No dia 31 de agosto, Plínio Valério foi a São Gabriel da Cachoeira ouvir indígenas que escreveram para a CPI pedindo para serem ouvidos. O senador foi à comunidade Pari-Cachoeira, na Terra Indígena Alto Rio Negro, ouvir o que os indígenas sobre a atuação das ONGs.
Depois do evento, Valério disse que saía da reunião “realizado por tudo aquilo que ele nós dizíamos é verdadeiro”. Segundo o senador, os indígenas disseram que estão cansados de serem manipulados e espoliados pela ONG Instituto Socioambiental. Essa ONG, disse Valério, recebeu R$ 28 milhões do governo federal para desenvolver projetos na região, mas os indígenas não sabiam como o dinheiro foi gasto. Aí está o grande achado da CPI, segundo o senador.
Ainda segundo o presidente da CPI das ONGs, “a região visitada em São Gabriel da Cachoeira é rica em recursos como nióbio, ouro e diamantes, mas a pobreza e a falta de oportunidades prevalecem para os povos indígenas que habitam a área.”
Aí está o verdadeiro interesse da CPI. A exploração mineral é a menina dos olhos dos defensores do “desenvolvimento da Amazônia”, como Plínio Valério. Pelos indígenas? Não, por grandes empresas, com a promessa de levar riqueza às comunidades indígenas. Esse discurso é bem conhecido na região. Na prática, a exploração mineral deixa um rastro de destruição e muito mais miséria.

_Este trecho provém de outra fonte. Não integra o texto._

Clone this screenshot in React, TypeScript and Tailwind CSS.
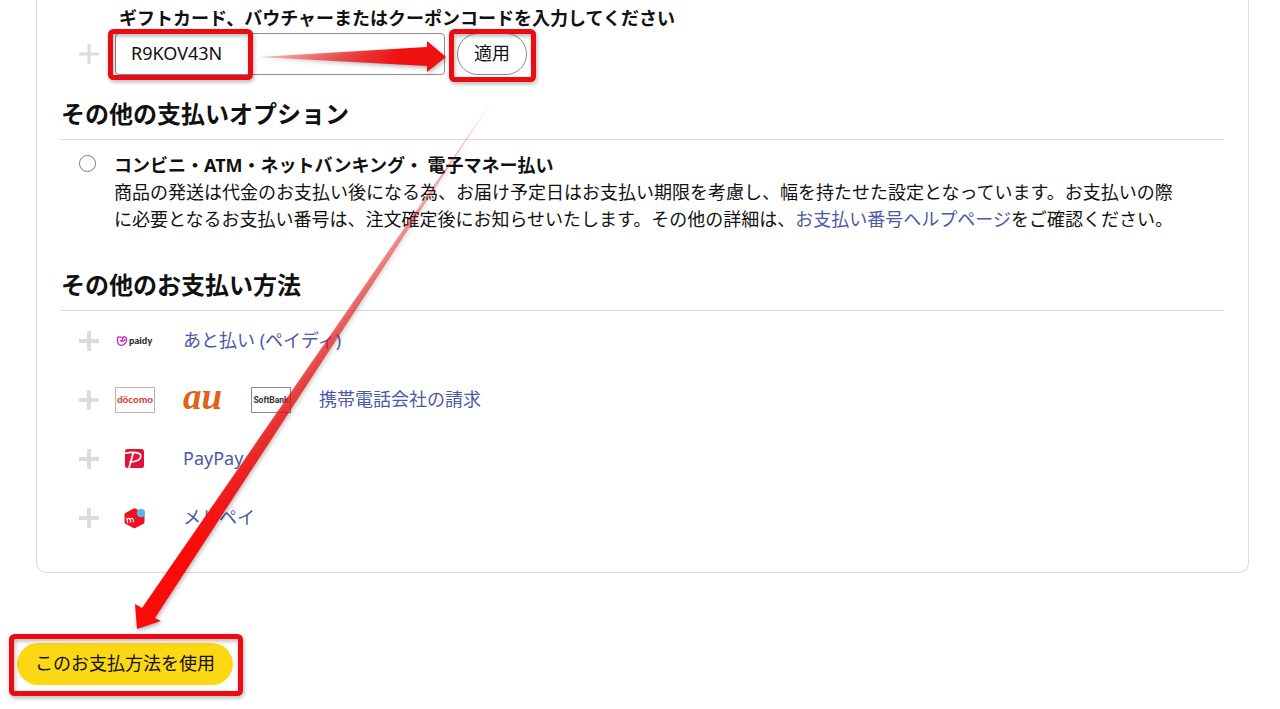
import type { ReactNode } from "react";

type PaymentMethod = {
  name: string;
  logos: ReactNode[];
};

const PlusIcon = ({ thin = false }: { thin?: boolean }) => (
  <svg viewBox="0 0 20 20" className="size-5" aria-hidden="true">
    <path d="M10 0v20M0 10h20" stroke="#dcdcdc" strokeWidth={thin ? 3 : 4} />
  </svg>
);

const PaidyLogo = () => (
  <svg viewBox="0 0 40 26" className="h-[26px] w-10" role="img" aria-label="paidy">
    <g fill="none" stroke="#c02bb4" strokeWidth="1.3" strokeLinecap="round">
      <path d="M3 9.200h3.200c1.800 0 2.300 2.600.2 3.200" />
      <path d="M3 9.200C2.300 11.500 2.200 15 4 16.600c1.700 1.400 4.900.9 6.300-1.400 1.400-2.300 1.600-4.900.2-6-1.200-.9-2.600-.2-2.700 1" />
      <path d="M5.200 12.600c1.400 1.200 3.800.8 4.600-.9" />
    </g>
    <text x="14" y="16" fontFamily="Lato, sans-serif" fontWeight="900" fontSize="9.5" fill="#26262b">
      paidy
    </text>
  </svg>
);

const DocomoLogo = () => (
  <svg viewBox="0 0 40 26" className="h-[26px] w-10" role="img" aria-label="docomo">
    <rect x="0.5" y="0.5" width="39" height="25" fill="#fff" stroke="#b5b5b5" />
    <text x="20" y="16" textAnchor="middle" fontFamily="Lato, sans-serif" fontWeight="900" fontSize="10" fill="#d8453f">
      döcomo
    </text>
  </svg>
);

const AuLogo = () => (
  <svg viewBox="0 0 40 26" className="h-[26px] w-10 overflow-visible" role="img" aria-label="au">
    <text
      x="0"
      y="22"
      fontFamily="'Liberation Serif', serif"
      fontStyle="italic"
      fontWeight="700"
      fontSize="37"
      fill="#dd6418"
    >
      au
    </text>
  </svg>
);

const SoftBankLogo = () => (
  <svg viewBox="0 0 40 26" className="h-[26px] w-10" role="img" aria-label="SoftBank">
    <rect x="0.5" y="0.5" width="39" height="25" fill="#fff" stroke="#888" />
    <text
      x="20"
      y="16"
      textAnchor="middle"
      fontFamily="Roboto, sans-serif"
      fontWeight="700"
      fontSize="8.5"
      fill="#333"
    >
      SoftBank
    </text>
  </svg>
);

const PayPayLogo = () => (
  <svg viewBox="0 0 40 26" className="h-[26px] w-10" role="img" aria-label="PayPay">
    <rect x="10" y="3" width="19" height="19" rx="2.5" fill="#e3123c" />
    <g fill="none" stroke="#fff">
      <path d="M10 7.300c7-1.600 16-1.200 15.800 3 -.2 3.600-5.500 5.500-11.300 5.700" strokeWidth="1.6" />
      <path d="M18.200 7 14 22" strokeWidth="1.7" />
    </g>
  </svg>
);

const MerpayLogo = () => (
  <svg viewBox="0 0 40 26" className="h-[26px] w-10" role="img" aria-label="メルペイ">
    <path
      d="M18.500 3.400 10.400 8.100Q9.500 8.700 9.500 9.700v7.400q0 1 .9 1.600l8.100 4.400q1 .5 2 0l8.100-4.400q.9-.6.9-1.600V9.700q0-1-.9-1.600L20.500 3.400q-1-.5-2 0z"
      fill="#ee1220"
    />
    <circle cx="26" cy="8" r="4.300" fill="#59b8ef" />
    <path
      d="M12.800 18.200l-1-5.200M12.300 14.800c.8-2 2.600-1.900 2.900-.1l.6 3M15.300 14.500c.8-1.800 2.500-1.700 2.800 0l.5 2.700"
      fill="none"
      stroke="#fff"
      strokeWidth="1.1"
    />
  </svg>
);

const methods: PaymentMethod[] = [
  { name: "あと払い (ペイディ)", logos: [<PaidyLogo key="paidy" />] },
  {
    name: "携帯電話会社の請求",
    logos: [<DocomoLogo key="docomo" />, <AuLogo key="au" />, <SoftBankLogo key="softbank" />],
  },
  { name: "PayPay", logos: [<PayPayLogo key="paypay" />] },
  { name: "メルペイ", logos: [<MerpayLogo key="merpay" />] },
];

const SectionTitle = ({ children }: { children: ReactNode }) => (
  <h2 className="border-b border-[#dcdcdc] pb-[7px] text-2xl leading-9 font-bold">{children}</h2>
);

const CouponForm = () => (
  <div className="flex items-end pl-[18px]">
    <div className="flex h-[42px] items-center">
      <button type="button" aria-label="コードを入力" className="block">
        <PlusIcon thin />
      </button>
    </div>
    <div className="pl-4">
      <label htmlFor="coupon" className="block pb-px pl-1 font-bold">
        ギフトカード、バウチャーまたはクーポンコードを入力してください
      </label>
      <div className="flex gap-3">
        <input
          id="coupon"
          type="text"
          defaultValue="R9KOV43N"
          className="h-[42px] w-[330px] rounded border border-[#8c8c8c] px-[15px] pb-0.5"
        />
        <button type="button" className="h-[42px] rounded-full border border-[#8c8c8c] px-4 pb-0.5">
          適用
        </button>
      </div>
    </div>
  </div>
);

const MethodRow = ({ name, logos }: PaymentMethod) => (
  <li className="flex h-[59px] items-center pl-[18px]">
    <button type="button" aria-label={`${name}を開く`}>
      <PlusIcon />
    </button>
    <div className="flex items-center gap-7 pl-4">
      {logos}
      <a href="#" className="text-[#4b59a8]">
        {name}
      </a>
    </div>
  </li>
);

// Red frames and arrows that walk the reader through the steps
const GuideOverlay = () => (
  <svg
    viewBox="0 0 560 709"
    className="pointer-events-none absolute top-0 left-0 h-[709px] w-[560px] drop-shadow-[1px_2px_2px_rgba(0,0,0,0.3)]"
    aria-hidden="true"
  >
    <defs>
      <linearGradient id="fade-right" gradientUnits="userSpaceOnUse" x1="256" y1="57" x2="400" y2="57">
        <stop offset="0" stopColor="#f01010" stopOpacity="0.25" />
        <stop offset="1" stopColor="#f01010" />
      </linearGradient>
      <linearGradient id="fade-down" gradientUnits="userSpaceOnUse" x1="492" y1="100" x2="190" y2="550">
        <stop offset="0" stopColor="#f50c0c" stopOpacity="0.15" />
        <stop offset="0.4" stopColor="#ec1414" stopOpacity="0.55" />
        <stop offset="0.75" stopColor="#ec1414" stopOpacity="0.86" />
        <stop offset="1" stopColor="#fb0a0a" />
      </linearGradient>
    </defs>
    <g fill="none" stroke="#ea0c12" strokeWidth="5">
      <rect x="110.5" y="31.5" width="140" height="46" rx="3" />
      <rect x="451.5" y="31.5" width="82" height="48" rx="3" />
      <rect x="11.5" y="636.5" width="229" height="57" rx="3" />
    </g>
    <path d="M258 57 427 47V41L446 57 427 72V66z" fill="url(#fade-right)" />
    <path d="M492 101 142 608 135 604 137 629 161 621 155 618z" fill="url(#fade-down)" />
  </svg>
);

export default function App() {
  return (
    <div className="relative bg-white pb-6 font-['Noto_Sans','Noto_Sans_CJK_JP',sans-serif] text-lg leading-[27px] text-[#111]">
      <main className="mr-[31px] ml-9 rounded-b-[10px] border border-t-0 border-[#dcdcdc] px-6 pt-[5px] pb-[25px]">
        <CouponForm />

        <section className="pt-[21px]">
          <SectionTitle>その他の支払いオプション</SectionTitle>
          <div className="flex pt-3 pr-10 pl-[18px]">
            <input
              id="convenience"
              type="radio"
              name="payment"
              className="mt-[3px] size-[17px] shrink-0 appearance-none rounded-full border border-[#777] checked:border-[5px]"
            />
            <div className="pl-[18px]">
              <label htmlFor="convenience" className="font-bold">
                コンビニ・ATM・ネットバンキング・ 電子マネー払い
              </label>
              <p>
                商品の発送は代金のお支払い後になる為、お届け予定日はお支払い期限を考慮し、幅を持たせた設定となっています。お支払いの際に必要となるお支払い番号は、注文確定後にお知らせいたします。その他の詳細は、
                <a href="#" className="text-[#4b59a8]">
                  お支払い番号ヘルプページ
                </a>
                をご確認ください。
              </p>
            </div>
          </div>
        </section>

        <section className="pt-[34px]">
          <SectionTitle>その他のお支払い方法</SectionTitle>
          <ul>
            {methods.map((method) => (
              <MethodRow key={method.name} {...method} />
            ))}
          </ul>
        </section>
      </main>

      <div className="pt-[70px] pl-[17px]">
        <button type="button" className="h-[42px] rounded-full bg-[#fcd714] px-[18px] pb-0.5">
          このお支払方法を使用
        </button>
      </div>

      <GuideOverlay />
    </div>
  );
}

Na fala de Plínio Valério à TV Senado, chama a atenção um detalhe. Ele diz textualmente: “Você pega o depoimento na comissão, pega o depoimento aqui, mais de mil quilômetros… Como você disse: tem indígenas que chegaram com mais de 10 dias [de viagem], tem até com 14 dias [de viagem] que vieram pra nos ver. Você imagina. Nunca tinham visto um senador de perto e viram três, agora.”
Como é, senador? Os indígenas nunca tinham visto um senador? Então os senadores do Amazonas nunca visitaram as comunidades indígenas que são exploradas e espoliadas por ONGs do mal? Como pode?
Certamente o senador está certo. Os indígenas nunca viram um senador, porque não faz parte da rotina dos políticos visitar comunidades carentes. O fazem em período eleitoral, mas quando a comunidade é de fácil acesso e concentram grande número de votos. Depois da eleição, desaparecem e só voltam no próximo pleito eleitoral.
As ONGs, ao contrário, atuam muitas vezes onde o poder público nunca chegou.
Por fim, nesta semana, a CPI ouviu um professor que apresentou um discurso troncho sobre a Amazônia. Disse que a floresta não é responsável pela umidade e chuvas em regiões fora do bioma amazônico e que a desertificação da Amazônia seria impossível com o desmatamento no ritmo atual. Levaria 600 anos para a floresta ser totalmente destruída, segundo o professor Luiz Carlos Molion, da Universidade Federal de Alagoas.
Molion é um negacionista climático, apesar dos estudos sobre o tema e de ter contribuído para o desenvolvimento da climatologia brasileira nos anos de 1970 e 1980. Nos anos 1990, mudou de postura e passou negar e distorcer fenômenos amplamente conhecidos e estudados por físicos e meteorologistas.
Para a CPI de Plínio, Molion é o personagem perfeito. Ele foi convidado a pedido de Marcio Bittar, mas foi Plínio quem se empolgou com o professor negacionista.
“Se isso aqui fosse um palco, eu diria que o senhor deu um show. Mas isso aqui é uma CPI do Senado Federal, então o senhor acaba de dar uma aula. Uma aula a todos nós e aos brasileiros que assistem, principalmente se contrapondo a esta hipocrisia global que existe em relação ao clima.”, disse Plínio Valério.
Como se vê, nada se pode esperar de uma CPI.